É que, segundo o responsável, “entre os grandes partidos com assento parlamentar, nenhum apresenta uma contribuição própria como o Chega” para pagar as despesas relacionadas com a campanha. 

Antes da campanha eleitoral, os partidos apresentam ao Tribunal Constitucional os respetivos orçamentos, que incluem não só as despesas que preveem ter, como também o valor que estimam receber de subvenção estatal (os custos da campanha pagos pelo Estado consoante a votação obtida pelos partidos). O Chega estima gastar 700 mil euros nesta campanha, atribuindo 300 mil euros de receitas à subvenção estatal e 400 mil euros às suas próprias receitas. Perante esta “grandeza de meios próprios”, João Paula Batalha entende que “ou o Chega é muito poupadinho” nas suas contas de 2019 - que, mais uma vez, ainda não estão auditadas - “ou então isto é um sinal de alarme”.

Em comparação, o PS estima gastar 2,55 milhões de euros - o mesmo valor que estão a prever receber de subvenção.
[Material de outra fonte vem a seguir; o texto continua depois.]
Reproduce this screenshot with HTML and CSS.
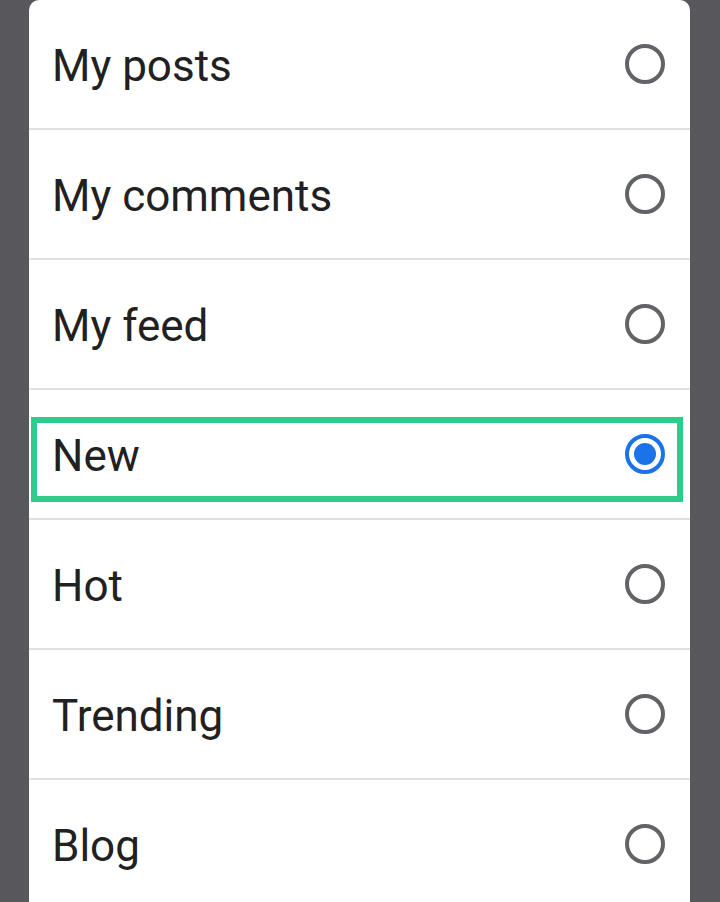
FILE: index.html
```html
<!DOCTYPE html>
<html lang="en">
<head>
    <meta charset="UTF-8">
    <meta name="viewport" content="width=device-width, initial-scale=1.0">
    <title>Feed filter</title>
    <link rel="stylesheet" href="styles.css">
</head>
<body>
    <div class="dialog">
        <div class="option">
            <span class="label">My posts</span>
            <span class="radio"></span>
        </div>
        <div class="option">
            <span class="label">My comments</span>
            <span class="radio"></span>
        </div>
        <div class="option">
            <span class="label">My feed</span>
            <span class="radio"></span>
        </div>
        <div class="option selected">
            <span class="label">New</span>
            <span class="radio checked"></span>
            <div class="highlight"></div>
        </div>
        <div class="option">
            <span class="label">Hot</span>
            <span class="radio"></span>
        </div>
        <div class="option">
            <span class="label">Trending</span>
            <span class="radio"></span>
        </div>
        <div class="option">
            <span class="label">Blog</span>
            <span class="radio"></span>
        </div>
    </div>
</body>
</html>
```

FILE: styles.css
```css
body {
    margin: 0;
    padding: 0;
    background: #58585c;
    font-family: Roboto, "Noto Sans", sans-serif;
    height: 902px;
    overflow: hidden;
}
.dialog {
    margin-left: 29px;
    width: 661px;
    background: white;
    border-radius: 10px 10px 0 0;
}
.option {
    position: relative;
    display: flex;
    align-items: center;
    justify-content: space-between;
    height: 128px;
    padding: 0 25px 0 23px;
    border-bottom: 2px solid #e0e0e0;
}
.label {
    font-size: 44px;
    color: #212121;
    padding-top: 4px;
}
.radio {
    box-sizing: border-box;
    width: 40px;
    height: 40px;
    border: 4px solid #626366;
    border-radius: 50%;
    display: flex;
    align-items: center;
    justify-content: center;
}
.radio.checked {
    border-color: #1a73e8;
}
.radio.checked::after {
    content: "";
    width: 22px;
    height: 22px;
    border-radius: 50%;
    background: #1a73e8;
}
.highlight {
    position: absolute;
    left: 2px;
    right: 7px;
    top: 27px;
    height: 85px;
    box-sizing: border-box;
    border: 6px solid #2ecc8b;
}
```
Já a AD prevê gastar 2,5 milhões e estima receber 2,15 milhões de euros de subvenção, 275 mil euros em receitas próprias dos partidos da coligação e 75 mil euros em angariação de fundos. 

Para João Paulo Batalha, a discrepância dos valores apresentados pelo Chega com os restantes partidos “cria um sinal de alarme”, sobretudo agora que se discute o financiamento do partido e a legalidade dos donativos que tem vindo a receber desde 2019.

O vice-presidente da Frente Cívica lamenta que esta questão do financiamento do Chega esteja a ser “fiscalizada pela imprensa” e não pela entidade a quem compete essas funções, designadamente a Entidade das Contas e Financiamentos Políticos (ECFP). “É gravíssimo que a entidade não tenha capacidade para controlar o financiamento dos partidos políticos”, quer seja “por falta de meios e recursos”, quer seja “por falta de vontade”, diz o responsável, acrescentando que essa incapacidade “é um sinal de alarme muito grave para a democracia”.